Monday 23 January 2012

UP Health scam - 4 deaths of officials and doctors so far

23 jan 2012

In 2005, the government launched the National Health Rural Mission Scheme or NHRM.  8000 crores over 6 years sent to  UP  to provide accessible and affordable health care to the poorest families in remote regions.  The state government was to use this money to construct health centres in rural areas and ensure they were stocked with medicines and working equipment.

 A report by the Comptroller and Auditor General (CAG) says that close to 5000 crores has gone missing in UP.  The report says that top officials of the Family Welfare Department formed a Programme Management Society to implement and monitor NHRM.  The society was never registered and was therefore illegal. Instead of giving money directly to the agencies executing the project, the department always routed it through the Programme Management Society. The society floated false tenders for vehicles that were never bought and medical centres which were never built. A huge amount of money was also stolen from the Purchases Department where all decisions were taken by a single officer, instead of three as required by law.

Four mysterious deaths:
  • In October 2010, Dr Vinod Arya was shot by a group of men on motorcycles while on his morning walk. He was the Chief Medical Officer for Lucknow in the Family Welfare Department - which meant that he was responsible for implementing the scheme in the district. 
  • Six months later, the man who took over from him, Dr BP Singh, was also killed near his home by motorcyclists. 
  • And then in June 2011, Yogendra Singh Sachan, who worked for both the doctors who were murdered, was found dead at a Lucknow jail. The police alleged that Dr Sachan was worried that both his bosses were about to expose the financial crimes he had reportedly helped construct. At first the government said he had committed suicide.  Later, injury marks found on his body led to the government acknowledging "mysterious circumstances."  
  • Today, Sunil Verma, a Project Manager in the UP Jal Nigam, whose home had been raided on January 4, killed himself.  Sources close to his family say he had gone into depression over the allegations he confronted.

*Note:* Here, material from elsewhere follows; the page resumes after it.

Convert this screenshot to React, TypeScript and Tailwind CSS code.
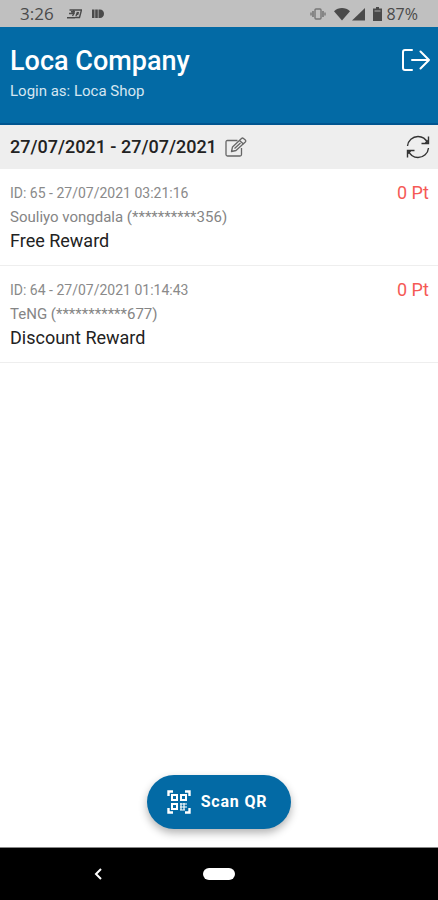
type Reward = {
  id: number;
  time: string;
  customer: string;
  title: string;
  points: number;
};

const rewards: Reward[] = [
  { id: 65, time: "27/07/2021 03:21:16", customer: "Souliyo vongdala (**********356)", title: "Free Reward", points: 0 },
  { id: 64, time: "27/07/2021 01:14:43", customer: "TeNG (***********677)", title: "Discount Reward", points: 0 }
];

function StatusBar() {
  return (
    <div className="flex h-[27px] shrink-0 items-center justify-between bg-[#c0c0c0] pr-5 pl-5 text-[#4a4a4a]">
      <div className="flex items-center">
        <span className="font-['Open_Sans',sans-serif] text-[17px] leading-6 font-medium">3:26</span>
        <svg className="ml-3 h-3 w-4" viewBox="0 0 16 12" fill="none" stroke="currentColor" strokeWidth="1.4">
          <path d="M3.500 2H15.500L13.500 9.500H9M1 9.800H9M3 5.500H8L6.500 8M8 2L7 5M10 8L11.500 4M12.500 4L11.500 7M5 3.800H9" />
        </svg>
        <svg className="ml-[10px] h-3 w-3" viewBox="0 0 12 12" fill="currentColor">
          <path d="M0 1.500h2.500v8.500H0zM3.200 1.500h2.600v8.500H3.200zM6.500 1.500H8c2.400 0 4 1.800 4 4.200S10.400 10 8 10H6.500z" />
        </svg>
      </div>
      <div className="flex items-center">
        <svg className="h-4 w-4" viewBox="0 0 16 16" fill="none" stroke="#777777">
          <rect x="5" y="3" width="6" height="10" rx="1" strokeWidth="1.4" />
          <path d="M3 5v6M13 5v6" strokeWidth="1.600" />
          <path d="M1 6.500v3M15 6.500v3" strokeWidth="1.400" />
        </svg>
        <svg className="ml-2 h-4 w-4" viewBox="0 0 16 16" fill="currentColor">
          <path d="M0 5.200C4.500 1 11.500 1 16 5.200L8 14.500z" />
        </svg>
        <svg className="ml-[2px] h-4 w-[13px]" viewBox="0 0 13 16" fill="currentColor">
          <path d="M13 2v12.500H0z" />
        </svg>
        <svg className="ml-2 h-4 w-[9px]" viewBox="0 0 9 16" fill="currentColor">
          <path d="M3 1h3v1.500h3V15H0V2.500h3z" />
          <path d="M1.500 5h6" stroke="#aaaaaa" />
        </svg>
        <span className="ml-1 font-['Open_Sans',sans-serif] text-base leading-6 font-medium">87%</span>
      </div>
    </div>
  );
}

function LogoutIcon() {
  return (
    <svg className="h-6 w-7" viewBox="0 0 28 24" fill="none" stroke="currentColor" strokeWidth="2" strokeLinecap="round" strokeLinejoin="round">
      <path d="M10 2H3Q1 2 1 4v16q0 2 2 2H10" />
      <path d="M10 12h17M18.500 3.500L27 12L18.500 20.500" />
    </svg>
  );
}

function EditIcon() {
  return (
    <svg className="h-5 w-[22px]" viewBox="0 0 22 20" fill="none" stroke="#666666" strokeWidth="1.300" strokeLinejoin="round">
      <path d="M12.500 3.500H2.500Q1 3.500 1 5v12.500Q1 19 2.500 19H15q1.500 0 1.500-1.500V11" />
      <path d="M6.500 14.500l1-4.500L16.500 1.500q1-.9 2 0l1.800 1.600q1 .9 0 1.900L11 13.500z" />
      <path d="M14.500 3.500l4 3.500M9.500 11.500l6-5.500" />
    </svg>
  );
}

function RefreshIcon() {
  return (
    <svg className="h-6 w-6" viewBox="0 0 24 24" fill="none" stroke="#333333" strokeWidth="1.400">
      <path d="M1.500 11C2 5.500 6.500 1.500 12 1.500c4.200 0 7.800 2.300 9.500 6.500" />
      <path d="M22.500 1.500V8.500H15.500M22.500 5L19 8.500" />
      <path d="M22.500 13C22 18.500 17.500 22.500 12 22.500c-4.200 0-7.800-2.300-9.500-6.500" />
      <path d="M1.500 22.500V15.500H8.500M1.500 19L5 15.500" />
    </svg>
  );
}

function QrIcon() {
  return (
    <svg className="h-6 w-6" viewBox="0 0 24 24" fill="none" stroke="currentColor" strokeWidth="2">
      <path d="M1.500 6V1.500H6M18 1.500h4.500V6M22.500 18v4.500H18M6 22.500H1.500V18" strokeWidth="2.400" />
      <path d="M5 5h5v5H5zM14 5h5v5h-5zM5 14h5v5H5z" />
      <path d="M13 14h7M13 17h7M13 20h5M14 13v7M17 13v7" strokeWidth="1.200" />
    </svg>
  );
}

function RewardRow({ reward }: { reward: Reward }) {
  return (
    <li className="flex items-start justify-between border-b border-[#eeeeee] py-3 pr-[9px] pl-[10px]">
      <div>
        <p className="text-sm leading-6 text-[#8a8a8a]">
          ID: {reward.id} - {reward.time}
        </p>
        <p className="text-[15px] leading-6 text-[#858585]">{reward.customer}</p>
        <p className="text-lg leading-6 text-[#222222]">{reward.title}</p>
      </div>
      <span className="text-lg leading-6 text-[#f55a55]">{reward.points} Pt</span>
    </li>
  );
}

export default function App() {
  return (
    <div className="flex min-h-screen flex-col bg-white font-[Roboto,sans-serif]">
      <StatusBar />

      <header className="flex items-start justify-between border-b-2 border-[#005590] bg-[#036aa5] px-2 pt-[18px] pb-[20px] text-white">
        <div className="pl-[2px]">
          <h1 className="text-[27px] leading-8 font-medium">Loca Company</h1>
          <p className="mt-[2px] text-[15px] leading-6 text-[#d5e6f1]">Login as: Loca Shop</p>
        </div>
        <button type="button" aria-label="Log out" className="mt-[3px]">
          <LogoutIcon />
        </button>
      </header>

      <div className="flex h-11 items-center justify-between bg-[#eeeeee] pr-2 pl-[10px]">
        <button type="button" aria-label="Change date range" className="flex items-center gap-2">
          <span className="text-lg leading-6 font-medium text-[#222222]">27/07/2021 - 27/07/2021</span>
          <EditIcon />
        </button>
        <button type="button" aria-label="Refresh">
          <RefreshIcon />
        </button>
      </div>

      <main className="flex grow flex-col">
        <ul>
          {rewards.map((reward) => (
            <RewardRow key={reward.id} reward={reward} />
          ))}
        </ul>
        <div className="mt-auto flex justify-center pb-[18px]">
          <button
            type="button"
            className="flex items-center gap-[10px] rounded-full bg-[#036aa5] py-[15px] pr-6 pl-5 text-white shadow-[0_4px_8px_rgba(0,0,0,0.3)]"
          >
            <QrIcon />
            <span className="text-base leading-6 font-bold tracking-wider">Scan QR</span>
          </button>
        </div>
      </main>

      <nav className="grid h-[53px] shrink-0 grid-cols-[1fr_auto_1fr] items-center border-t border-[#888888] bg-black text-white">
        <button type="button" aria-label="Back" className="mr-2 justify-self-center">
          <svg className="h-3 w-2" viewBox="0 0 8 12" fill="none" stroke="currentColor" strokeWidth="2">
            <path d="M7 1L2 6l5 5" />
          </svg>
        </button>
        <button type="button" aria-label="Home" className="h-3 w-8 rounded-full bg-white" />
      </nav>
    </div>
  );
}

Upset over raid, UP health scam accused ‘shoots self’



Lucknow In the fourth death of an accused in Uttar Pradesh’s NRHM scam, an assistant engineer with the Construction and Design Services of the state Jal Nigam was found shot in the head at his Lucknow house today morning. 
In a “suicide note”, Sunil Kumar Verma said he was upset since the CBI, which is investigating the multi-crore fraud in National Rural Health Mission funds, searched his residence on January 4. He wrote that he hadn’t done anything wrong and nobody in his family or department should be held responsible for his action.

The note was found lying on the drawing room sofa where Verma reportedly shot himself with his licensed revolver. His wife Saroj was in the kitchen at the time. Verma’s son Vishal, who lives on the first floor with his wife and children, said his father had been undergoing treatment for depression for the past two weeks.
The CBI has sought report from the Lucknow police on the matter.

Verma’s colleagues, who were present at the hospital where his body was taken, refused to talk about the matter. Chief Minister Mayawati’s secretary Navneet Sahgal is Chairman of the UP Jal Nigam.
Posted as Project Manager (Technical) in the C&DS office at Gomti Nagar, Verma was an accused in a case of irregularities in the maintenance of 134 hospitals across the state. The case was registered by the CBI in Delhi on January 2.

His co-accused include former family welfare minister Babu Singh Kushwaha, Director of C&DS P K Bhukesh, Chief General Manager Bharat Singh, General Manager P K Jain and project managers B M Srivastava and Katar Singh.

Houses of all of them have been searched and all have been questioned, but only Jain has been arrested.
CBI spokesperson Dharini Mishra said Verma, who was promoted to his current post two months ago, was questioned during the preliminary inquiry, but not after the case was lodged against him.

CBI sources said Verma was not present in his house at the time of the search when they found some files related to the NRHM. Documents related to the case were also seized from his office the same day.
The agency has reportedly found that Verma was one of the officials involved in taking decisions for procurement of building material, furniture, electrical and electronic goods for 134 hospitals for a contract, worth Rs 13.4 crore, awarded by the State Health Society.

The Jal Nigam sourced the supplies from Ghaziabad-based firm Surgicon Medi Equip Pvt Ltd and Lucknow-based Modern Interiors and Ankur Goods & Parcels. The firms did not fulfill the criteria, and had submitted bogus documents to show that they were eligible, sources said.

Further, the materials supplied to the hospitals were found substandard and the irregularities caused a loss of about Rs 5.46 crore to the exchequer, said sources.
Verma leaves behind his wife and two sons. While Vishal runs a business, son Amit works with TCS in Mumbai.